Here's the short version: Thirty years after the American Revolution the British were still hanging around in North America like assholes stealing all our commerce and taking our jobs and inciting the Indians to scalp us, so we decided, fuck it, we're going to conquer Canada because what the fuck is the point of that place anyways. We had a massive army, home field advantage, a nationalistic blood rage of Manifest Destiny, and a few unopened cases of well-shaken-up cans of whoop-ass we'd been holding onto since the days of our boy George Washington. The Canadians had a few hundred untrained militiamen armed with snowballs, a lumberjack, a couple grizzly bears, and trees.

They also had 42 year old Major-General Sir Isaac Brock – one of the most balls-out, borderline-psychotically fearless British generals ever produced, and a man who didn't even give a fuck despite being outnumbered three to one in every engagement of his entire career. And he's the only reason why Quebec and Ontario aren't currently American states.

 
"His personal appearance was commanding; he must have been six feet three or four inches in height; very massive and large boned, though not fleshy, and apparently of immense muscular power."

"His personal appearance was commanding; he must have been six feet three or four inches in height; very massive and large boned, though not fleshy, and apparently of immense muscular power."

 

Isaac Brock was born in 1769, the same year as distinguished hardcore badasses like The Duke of Wellington, Napoleon Bonaparte, and super-famous historical lawyer Karl Salomo Zachariae Von Lingenthal, the man who wrote some seminal early works on jurisprudence in the German Empire, particularly as it pertains to the separation of church and hahaha just kidding nobody gives a shit about that stuff I just included him on this list because he has a funny-looking name and I needed a third person to fill out this list. Brock was from a super-wealthy posh family that lived on some random island in the middle of the Channel, but since he was the 8th of 14 kids he pretty much gave on the possibility of sitting on his ass and waiting to inherit his dad's millions.
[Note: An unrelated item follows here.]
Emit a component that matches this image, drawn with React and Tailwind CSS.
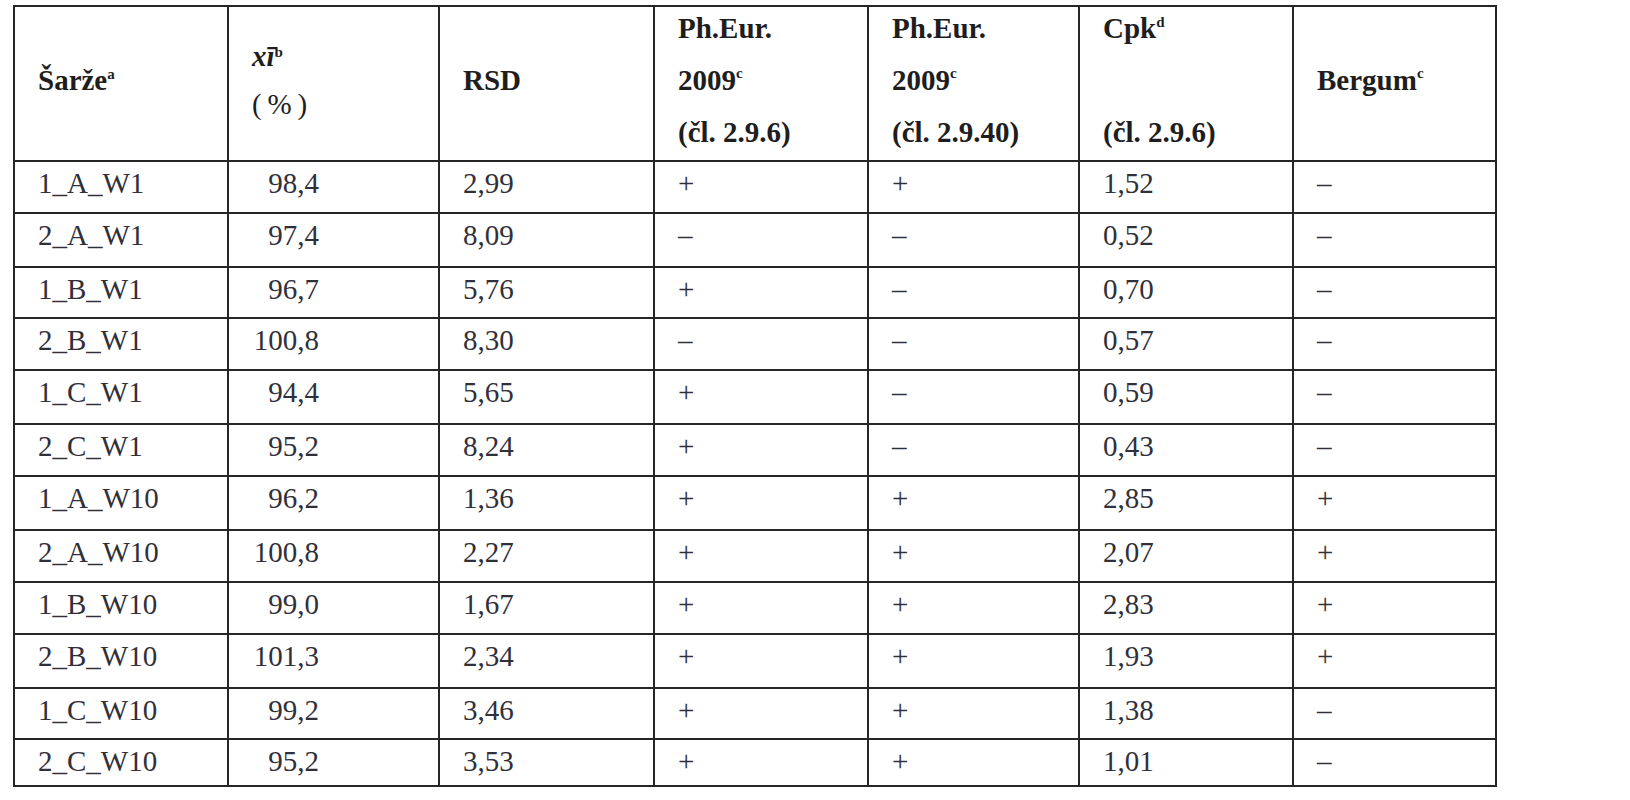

But that wasn't Brock's style anyways – this guy was fucking fearless, and, regardless of his rank, this is a man who NEVER sat back when he could be out there on the front lines, leading the charge, screaming into battle for glory and honor and victory and all those other things they print on the back covers of FPS video game cases (no kidding, this guy never even had a girlfriend (or, as far as we know, a boyfriend), because he claimed didn't want someone to tie him down or to be there to mourn him when he inevitably died screaming on the field of battle). At the age of 15 he used his family's cash to buy himself the rank of Ensign in the 8th Regiment of Foot, serving in the Channel, then in Barbados and Jamaica, proving himself such an effective commander (albeit in peace time) that by the time he was deployed to combat in 1799, the 20 year-old Brock was already a Lieutenant Colonel.

Lt. Col. Brock's first military action came on the shores of the Netherlands, when he was deployed to fight the French and the Dutch in one of those random wars the Europeans seemed to love so much back in these days. He'd been ordered to command a column to attack a Dutch city, but as he was marching out he saw a group of hash-smoking Netherlanders cunningly trying to flank him, so Brock did exactly what you'd expect of the ranking field officer on the battlefield – he told his second-in-command to continue the mission, personally took command of six companies, and then charged them out across sand dunes right towards the flanking enemy force, rushing out at the head of his men waving his sword around like a fucking boss. He was knocked down by a cannon shell that exploded dangerously near him, hopped right back up, told his men to stop standing around like assholes, continued the attack, and smashed the enemy force.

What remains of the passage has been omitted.